> _DIRECTIONS_
Write out the listing below in full and exactly, leaving out every picture.

> _STORED DATA_
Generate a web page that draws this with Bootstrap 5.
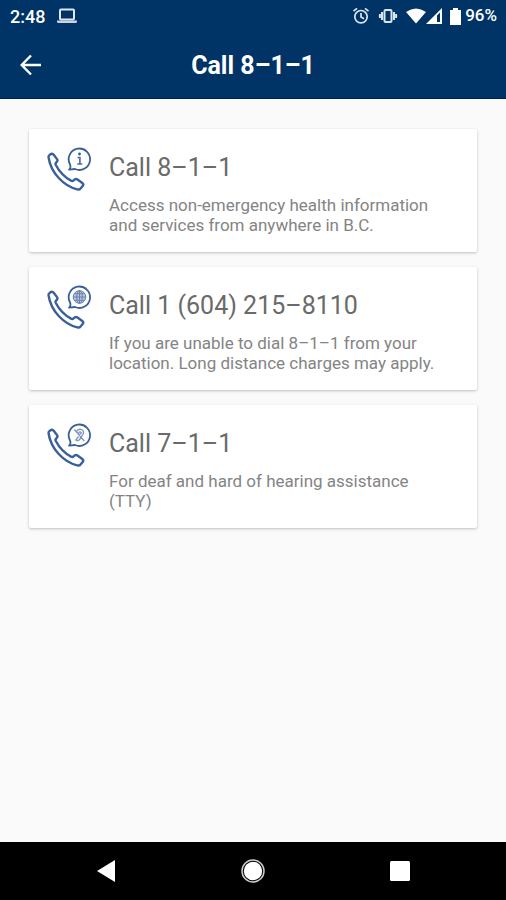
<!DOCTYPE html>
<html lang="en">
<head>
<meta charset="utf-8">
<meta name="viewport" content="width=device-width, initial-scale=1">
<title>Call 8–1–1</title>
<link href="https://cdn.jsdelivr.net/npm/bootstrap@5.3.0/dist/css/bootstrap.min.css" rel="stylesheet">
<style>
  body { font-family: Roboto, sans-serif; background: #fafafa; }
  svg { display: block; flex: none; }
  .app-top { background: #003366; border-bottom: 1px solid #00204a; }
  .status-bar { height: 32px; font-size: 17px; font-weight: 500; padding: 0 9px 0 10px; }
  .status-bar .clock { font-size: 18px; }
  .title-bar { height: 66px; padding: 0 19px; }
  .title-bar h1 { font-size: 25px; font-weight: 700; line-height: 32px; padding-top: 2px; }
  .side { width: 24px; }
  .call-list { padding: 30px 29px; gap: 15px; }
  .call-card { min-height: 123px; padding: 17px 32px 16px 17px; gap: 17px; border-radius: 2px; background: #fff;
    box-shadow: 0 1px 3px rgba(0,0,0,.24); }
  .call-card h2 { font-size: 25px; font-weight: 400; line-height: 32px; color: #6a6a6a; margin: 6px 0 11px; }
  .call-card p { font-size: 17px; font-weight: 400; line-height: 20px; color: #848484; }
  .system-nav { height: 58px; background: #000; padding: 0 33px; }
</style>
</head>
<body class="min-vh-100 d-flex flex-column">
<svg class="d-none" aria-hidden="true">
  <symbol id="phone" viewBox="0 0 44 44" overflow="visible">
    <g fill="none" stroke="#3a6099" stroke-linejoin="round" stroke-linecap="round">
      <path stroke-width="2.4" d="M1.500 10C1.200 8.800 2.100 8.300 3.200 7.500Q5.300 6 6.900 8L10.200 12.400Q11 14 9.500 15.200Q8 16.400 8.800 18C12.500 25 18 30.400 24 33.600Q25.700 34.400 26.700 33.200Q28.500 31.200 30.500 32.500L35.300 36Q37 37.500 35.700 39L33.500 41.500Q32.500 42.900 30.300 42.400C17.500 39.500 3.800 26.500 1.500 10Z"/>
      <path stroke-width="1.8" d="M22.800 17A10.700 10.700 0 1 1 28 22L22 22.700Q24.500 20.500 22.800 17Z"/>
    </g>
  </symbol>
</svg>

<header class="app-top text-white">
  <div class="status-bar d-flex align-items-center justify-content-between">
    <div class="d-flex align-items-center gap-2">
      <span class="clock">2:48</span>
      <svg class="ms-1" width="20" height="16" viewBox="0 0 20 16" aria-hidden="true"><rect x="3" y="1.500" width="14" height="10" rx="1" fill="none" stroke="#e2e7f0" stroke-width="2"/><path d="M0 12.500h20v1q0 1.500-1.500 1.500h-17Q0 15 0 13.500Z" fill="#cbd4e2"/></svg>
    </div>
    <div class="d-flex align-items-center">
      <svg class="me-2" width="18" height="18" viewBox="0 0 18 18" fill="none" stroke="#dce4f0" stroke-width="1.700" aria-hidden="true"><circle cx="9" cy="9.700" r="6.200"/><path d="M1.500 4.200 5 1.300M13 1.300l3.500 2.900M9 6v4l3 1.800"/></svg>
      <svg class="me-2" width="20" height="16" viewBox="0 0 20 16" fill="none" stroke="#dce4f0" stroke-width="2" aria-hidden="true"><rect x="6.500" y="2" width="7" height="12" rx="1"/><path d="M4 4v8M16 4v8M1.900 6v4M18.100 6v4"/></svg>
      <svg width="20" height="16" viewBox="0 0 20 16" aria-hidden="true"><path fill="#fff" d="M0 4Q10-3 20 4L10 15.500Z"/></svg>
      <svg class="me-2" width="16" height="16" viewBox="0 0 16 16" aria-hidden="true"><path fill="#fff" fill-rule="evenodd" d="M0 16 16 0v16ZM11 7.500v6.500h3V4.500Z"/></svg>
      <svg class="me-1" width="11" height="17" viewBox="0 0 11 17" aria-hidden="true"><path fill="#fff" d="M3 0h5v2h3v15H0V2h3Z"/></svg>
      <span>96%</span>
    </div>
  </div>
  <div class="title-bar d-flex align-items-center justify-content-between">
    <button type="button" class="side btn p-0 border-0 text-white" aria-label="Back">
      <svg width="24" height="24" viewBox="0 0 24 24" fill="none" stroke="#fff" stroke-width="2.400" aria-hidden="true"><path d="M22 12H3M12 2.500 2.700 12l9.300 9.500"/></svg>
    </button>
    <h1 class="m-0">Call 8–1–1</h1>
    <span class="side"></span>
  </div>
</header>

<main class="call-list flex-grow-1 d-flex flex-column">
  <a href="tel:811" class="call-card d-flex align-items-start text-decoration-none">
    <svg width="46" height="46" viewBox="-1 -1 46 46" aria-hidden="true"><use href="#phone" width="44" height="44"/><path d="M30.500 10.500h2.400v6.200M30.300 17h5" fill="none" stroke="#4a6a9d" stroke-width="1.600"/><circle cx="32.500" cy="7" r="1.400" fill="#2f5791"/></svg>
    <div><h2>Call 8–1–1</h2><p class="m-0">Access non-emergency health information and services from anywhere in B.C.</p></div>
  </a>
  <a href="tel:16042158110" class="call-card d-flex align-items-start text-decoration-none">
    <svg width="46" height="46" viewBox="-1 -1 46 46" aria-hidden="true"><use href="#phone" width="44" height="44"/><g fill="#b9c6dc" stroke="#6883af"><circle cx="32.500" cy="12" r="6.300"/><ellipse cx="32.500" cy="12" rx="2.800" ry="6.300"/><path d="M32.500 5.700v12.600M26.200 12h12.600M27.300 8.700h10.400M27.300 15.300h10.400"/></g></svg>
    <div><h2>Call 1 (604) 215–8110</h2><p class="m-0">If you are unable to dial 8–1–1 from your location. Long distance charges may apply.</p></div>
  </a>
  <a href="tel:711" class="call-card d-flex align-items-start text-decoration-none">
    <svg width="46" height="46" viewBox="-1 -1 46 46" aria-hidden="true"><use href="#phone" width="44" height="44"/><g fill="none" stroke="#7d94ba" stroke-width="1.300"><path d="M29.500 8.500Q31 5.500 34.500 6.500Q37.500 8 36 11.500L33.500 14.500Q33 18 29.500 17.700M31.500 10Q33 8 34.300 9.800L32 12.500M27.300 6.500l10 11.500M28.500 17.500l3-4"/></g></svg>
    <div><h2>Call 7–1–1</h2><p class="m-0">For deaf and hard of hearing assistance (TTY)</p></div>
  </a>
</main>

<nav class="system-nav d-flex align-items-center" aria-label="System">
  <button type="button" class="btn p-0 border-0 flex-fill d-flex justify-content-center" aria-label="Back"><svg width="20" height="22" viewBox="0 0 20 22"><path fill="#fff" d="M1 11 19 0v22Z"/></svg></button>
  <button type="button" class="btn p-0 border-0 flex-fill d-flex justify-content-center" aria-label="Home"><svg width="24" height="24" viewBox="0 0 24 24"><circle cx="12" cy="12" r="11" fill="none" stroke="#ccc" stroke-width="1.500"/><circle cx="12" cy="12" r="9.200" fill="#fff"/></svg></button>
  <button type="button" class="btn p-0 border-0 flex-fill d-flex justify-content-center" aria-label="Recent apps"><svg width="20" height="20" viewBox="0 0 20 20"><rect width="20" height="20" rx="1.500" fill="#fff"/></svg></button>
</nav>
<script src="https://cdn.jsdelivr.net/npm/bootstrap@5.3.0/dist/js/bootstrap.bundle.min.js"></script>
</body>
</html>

> _ANSWER TO THIS TASK_
Generate a web page that draws this with Bootstrap 5.
<!DOCTYPE html>
<html lang="en">
<head>
<meta charset="utf-8">
<meta name="viewport" content="width=device-width, initial-scale=1">
<title>Call 8–1–1</title>
<link href="https://cdn.jsdelivr.net/npm/bootstrap@5.3.0/dist/css/bootstrap.min.css" rel="stylesheet">
<style>
  body { font-family: Roboto, sans-serif; background: #fafafa; }
  svg { display: block; flex: none; }
  .app-top { background: #003366; border-bottom: 1px solid #00204a; }
  .status-bar { height: 32px; font-size: 17px; font-weight: 500; padding: 0 9px 0 10px; }
  .status-bar .clock { font-size: 18px; }
  .title-bar { height: 66px; padding: 0 19px; }
  .title-bar h1 { font-size: 25px; font-weight: 700; line-height: 32px; padding-top: 2px; }
  .side { width: 24px; }
  .call-list { padding: 30px 29px; gap: 15px; }
  .call-card { min-height: 123px; padding: 17px 32px 16px 17px; gap: 17px; border-radius: 2px; background: #fff;
    box-shadow: 0 1px 3px rgba(0,0,0,.24); }
  .call-card h2 { font-size: 25px; font-weight: 400; line-height: 32px; color: #6a6a6a; margin: 6px 0 11px; }
  .call-card p { font-size: 17px; font-weight: 400; line-height: 20px; color: #848484; }
  .system-nav { height: 58px; background: #000; padding: 0 33px; }
</style>
</head>
<body class="min-vh-100 d-flex flex-column">
<svg class="d-none" aria-hidden="true">
  <symbol id="phone" viewBox="0 0 44 44" overflow="visible">
    <g fill="none" stroke="#3a6099" stroke-linejoin="round" stroke-linecap="round">
      <path stroke-width="2.4" d="M1.500 10C1.200 8.800 2.100 8.300 3.200 7.500Q5.300 6 6.900 8L10.200 12.400Q11 14 9.500 15.200Q8 16.400 8.800 18C12.500 25 18 30.400 24 33.600Q25.700 34.400 26.700 33.200Q28.500 31.200 30.500 32.500L35.300 36Q37 37.500 35.700 39L33.500 41.500Q32.500 42.900 30.300 42.400C17.500 39.500 3.800 26.500 1.500 10Z"/>
      <path stroke-width="1.8" d="M22.800 17A10.700 10.700 0 1 1 28 22L22 22.700Q24.500 20.500 22.800 17Z"/>
    </g>
  </symbol>
</svg>

<header class="app-top text-white">
  <div class="status-bar d-flex align-items-center justify-content-between">
    <div class="d-flex align-items-center gap-2">
      <span class="clock">2:48</span>
      <svg class="ms-1" width="20" height="16" viewBox="0 0 20 16" aria-hidden="true"><rect x="3" y="1.500" width="14" height="10" rx="1" fill="none" stroke="#e2e7f0" stroke-width="2"/><path d="M0 12.500h20v1q0 1.500-1.500 1.500h-17Q0 15 0 13.500Z" fill="#cbd4e2"/></svg>
    </div>
    <div class="d-flex align-items-center">
      <svg class="me-2" width="18" height="18" viewBox="0 0 18 18" fill="none" stroke="#dce4f0" stroke-width="1.700" aria-hidden="true"><circle cx="9" cy="9.700" r="6.200"/><path d="M1.500 4.200 5 1.300M13 1.300l3.500 2.900M9 6v4l3 1.800"/></svg>
      <svg class="me-2" width="20" height="16" viewBox="0 0 20 16" fill="none" stroke="#dce4f0" stroke-width="2" aria-hidden="true"><rect x="6.500" y="2" width="7" height="12" rx="1"/><path d="M4 4v8M16 4v8M1.900 6v4M18.100 6v4"/></svg>
      <svg width="20" height="16" viewBox="0 0 20 16" aria-hidden="true"><path fill="#fff" d="M0 4Q10-3 20 4L10 15.500Z"/></svg>
      <svg class="me-2" width="16" height="16" viewBox="0 0 16 16" aria-hidden="true"><path fill="#fff" fill-rule="evenodd" d="M0 16 16 0v16ZM11 7.500v6.500h3V4.500Z"/></svg>
      <svg class="me-1" width="11" height="17" viewBox="0 0 11 17" aria-hidden="true"><path fill="#fff" d="M3 0h5v2h3v15H0V2h3Z"/></svg>
      <span>96%</span>
    </div>
  </div>
  <div class="title-bar d-flex align-items-center justify-content-between">
    <button type="button" class="side btn p-0 border-0 text-white" aria-label="Back">
      <svg width="24" height="24" viewBox="0 0 24 24" fill="none" stroke="#fff" stroke-width="2.400" aria-hidden="true"><path d="M22 12H3M12 2.500 2.700 12l9.300 9.500"/></svg>
    </button>
    <h1 class="m-0">Call 8–1–1</h1>
    <span class="side"></span>
  </div>
</header>

<main class="call-list flex-grow-1 d-flex flex-column">
  <a href="tel:811" class="call-card d-flex align-items-start text-decoration-none">
    <svg width="46" height="46" viewBox="-1 -1 46 46" aria-hidden="true"><use href="#phone" width="44" height="44"/><path d="M30.500 10.500h2.400v6.200M30.300 17h5" fill="none" stroke="#4a6a9d" stroke-width="1.600"/><circle cx="32.500" cy="7" r="1.400" fill="#2f5791"/></svg>
    <div><h2>Call 8–1–1</h2><p class="m-0">Access non-emergency health information and services from anywhere in B.C.</p></div>
  </a>
  <a href="tel:16042158110" class="call-card d-flex align-items-start text-decoration-none">
    <svg width="46" height="46" viewBox="-1 -1 46 46" aria-hidden="true"><use href="#phone" width="44" height="44"/><g fill="#b9c6dc" stroke="#6883af"><circle cx="32.500" cy="12" r="6.300"/><ellipse cx="32.500" cy="12" rx="2.800" ry="6.300"/><path d="M32.500 5.700v12.600M26.200 12h12.600M27.300 8.700h10.400M27.300 15.300h10.400"/></g></svg>
    <div><h2>Call 1 (604) 215–8110</h2><p class="m-0">If you are unable to dial 8–1–1 from your location. Long distance charges may apply.</p></div>
  </a>
  <a href="tel:711" class="call-card d-flex align-items-start text-decoration-none">
    <svg width="46" height="46" viewBox="-1 -1 46 46" aria-hidden="true"><use href="#phone" width="44" height="44"/><g fill="none" stroke="#7d94ba" stroke-width="1.300"><path d="M29.500 8.500Q31 5.500 34.500 6.500Q37.500 8 36 11.500L33.500 14.500Q33 18 29.500 17.700M31.500 10Q33 8 34.300 9.800L32 12.500M27.300 6.500l10 11.500M28.500 17.500l3-4"/></g></svg>
    <div><h2>Call 7–1–1</h2><p class="m-0">For deaf and hard of hearing assistance (TTY)</p></div>
  </a>
</main>

<nav class="system-nav d-flex align-items-center" aria-label="System">
  <button type="button" class="btn p-0 border-0 flex-fill d-flex justify-content-center" aria-label="Back"><svg width="20" height="22" viewBox="0 0 20 22"><path fill="#fff" d="M1 11 19 0v22Z"/></svg></button>
  <button type="button" class="btn p-0 border-0 flex-fill d-flex justify-content-center" aria-label="Home"><svg width="24" height="24" viewBox="0 0 24 24"><circle cx="12" cy="12" r="11" fill="none" stroke="#ccc" stroke-width="1.500"/><circle cx="12" cy="12" r="9.200" fill="#fff"/></svg></button>
  <button type="button" class="btn p-0 border-0 flex-fill d-flex justify-content-center" aria-label="Recent apps"><svg width="20" height="20" viewBox="0 0 20 20"><rect width="20" height="20" rx="1.500" fill="#fff"/></svg></button>
</nav>
<script src="https://cdn.jsdelivr.net/npm/bootstrap@5.3.0/dist/js/bootstrap.bundle.min.js"></script>
</body>
</html>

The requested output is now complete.